Until the early 1970s, when it was abolished by the Heath government, there was official price control of public bar prices, which led to a price differential between bar and lounge sides, although I suspect that owed as much to custom and practice as to legislation *. In many pubs, this differential persisted for many years afterwards, although as far as I know it has entirely disappeared now. Having said that, in the comments to the post I linked to above, one person mentions it still applies in the Fox & Goose (https://maps.google.co.uk/maps?q=dy6+8qe&hl=en&ll=52.489781,-2.150059&spn=0.003072,0.005681&sll=52.8382,-2.327815&sspn=8.830698,23.269043&t=h&hnear=Kingswinford+DY6+8QE,+United+Kingdom&z=18&layer=c&cbll=52.489705,-2.149958&panoid=X9AmpGY-VgrO1hkP5OSj-A&cbp=12,148.19,,0,-0.76) in Kingswinford near Dudley. Does anyone know of anywhere else? I would suggest other Banks’s pub in the West Midlands would be the most likely candidates. A little bit of investigation reveals that the Fox & Goose, like many other similar pubs, is now a Tesco Express (http://fspproperty.com/sales/tesco-express-investment-former-fox-goose-142-bromley-lane-kingswinford-dy6-8qe/).
Indeed, in my experience, the separation of public and lounge sides was probably strongest in the Midlands.
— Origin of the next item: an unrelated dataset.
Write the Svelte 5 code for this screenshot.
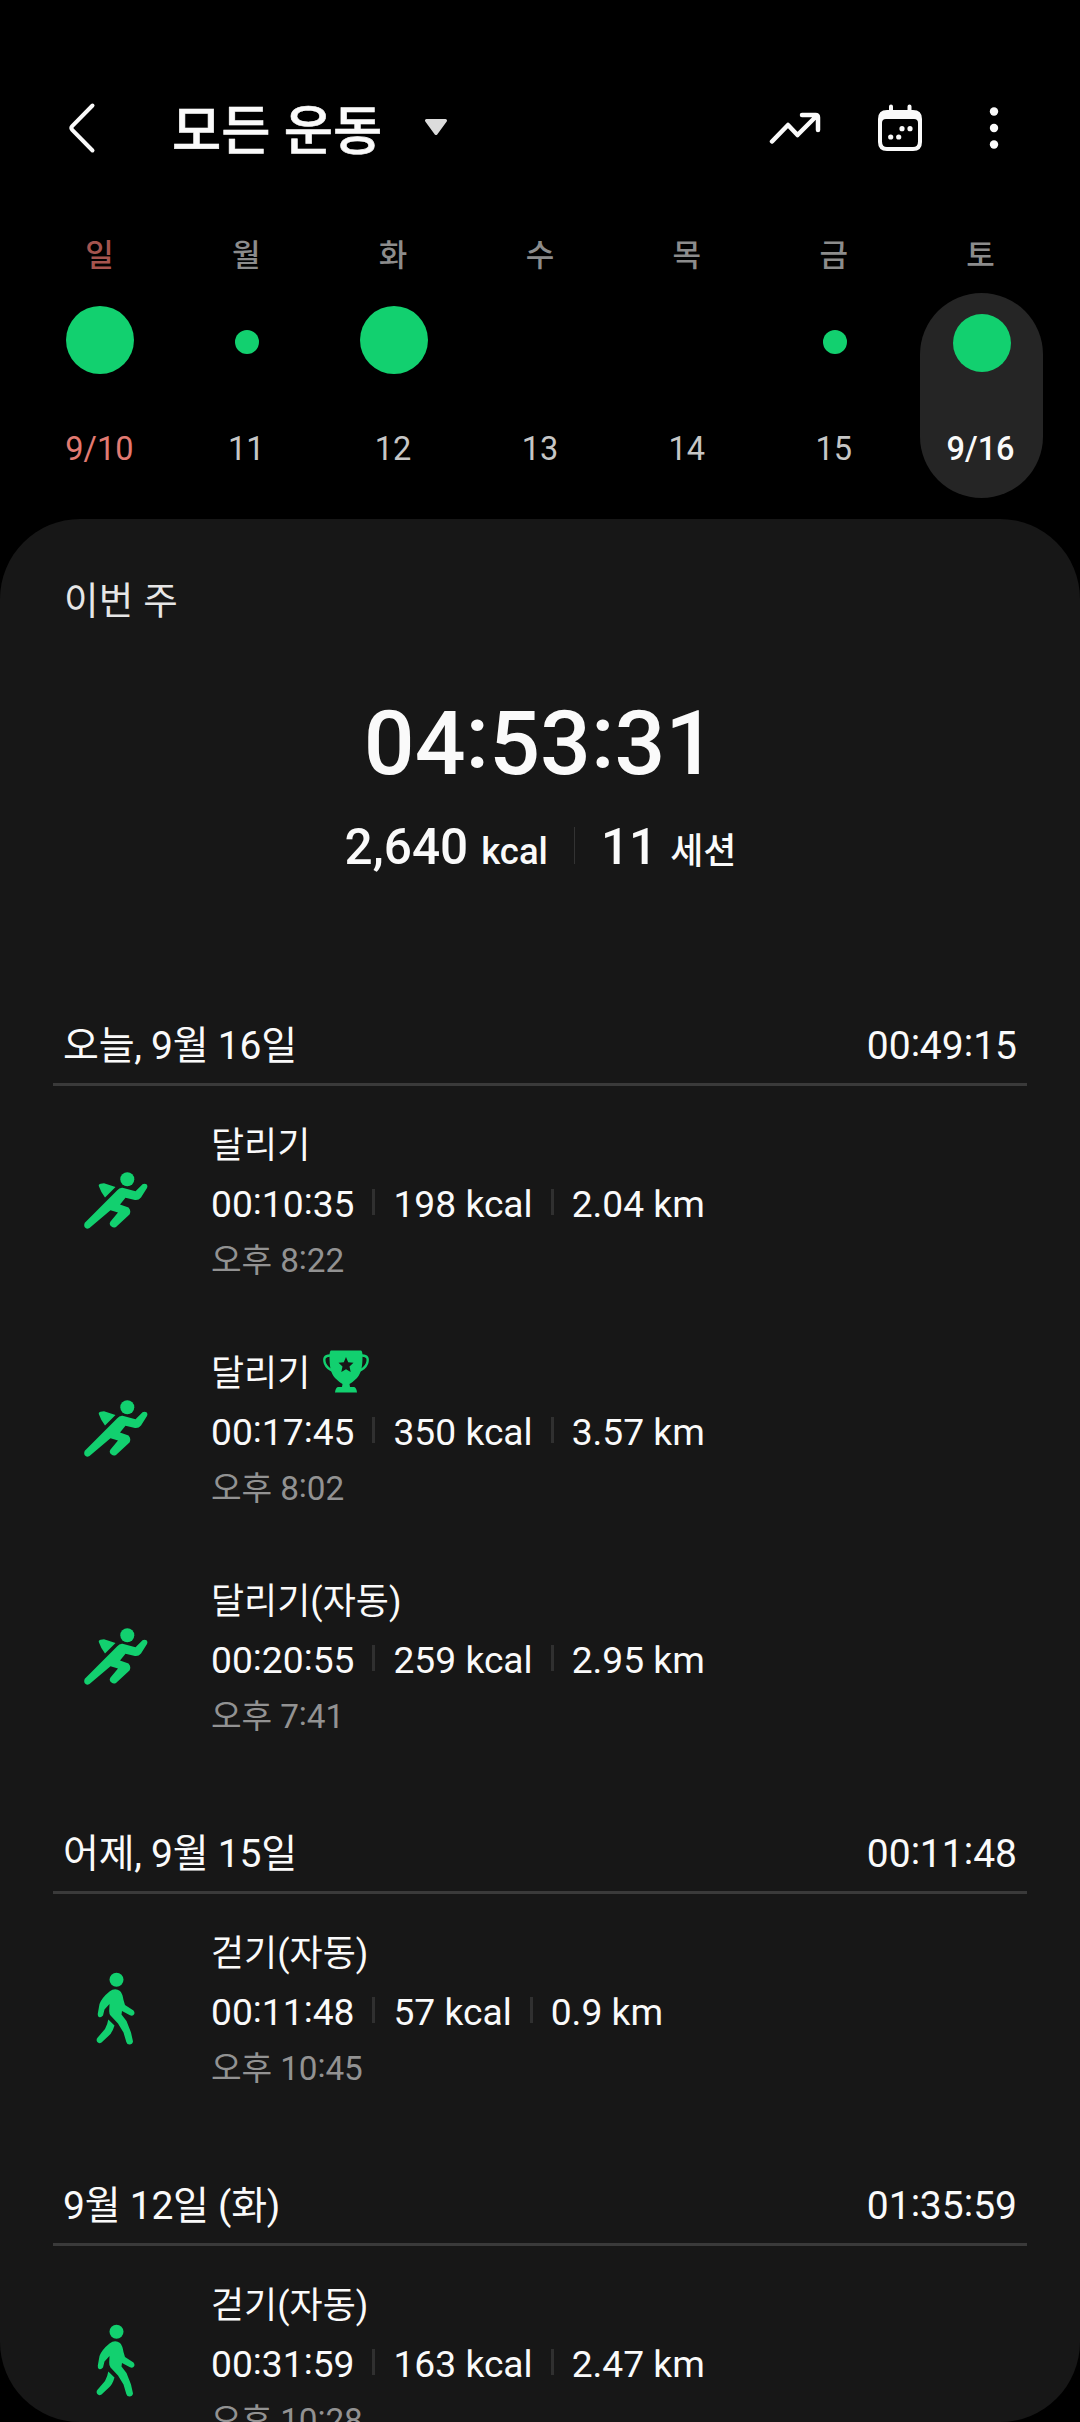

In many of the characteristic inter-wars roadhouses and estate pubs, the prominent door in the centre would lead into the public bar, with a long bar counter facing you, and the lounge was accessed by a separate door at the side. In the 1980s, Banks’s built a number of new pubs in the Manchester area with entirely separate Midlands-style public bars that didn’t really suit the local trade, and which ended up being converted to one bar (and, in some cases like the Milestone in Burnage, demolished after a career of less than twenty years). This layout also applied on a smaller scale in the famous Ma Pardoe’s (Old Swan) home-brew pub in Netherton near Dudley.
On the other hand, many pubs in the North had a central bar and lobby with various rooms radiating off so, while one room had an obvious “vault” or “tap-room” character, it wasn’t as if there were two entirely separate zones. A common plan was to have a vault on one or other side of the central door, with a long bar counter, and other rooms accessed by going straight ahead and served by a hatch to one side of the bar. This can still be seen in the Plough in Gorton and also in the Waterloo in Stockport, although in the latter, strangely, the roles of the two areas have been reversed.
* I’m too young to remember this, but surely if public bar prices were controlled, but you could get out of the restriction by turning all your pub into a lounge bar, everyone would have been doing it, and it would have been a gaping hole in the legislation. Or was it that scrapping the restriction gave pub owners a new incentive to knock them through?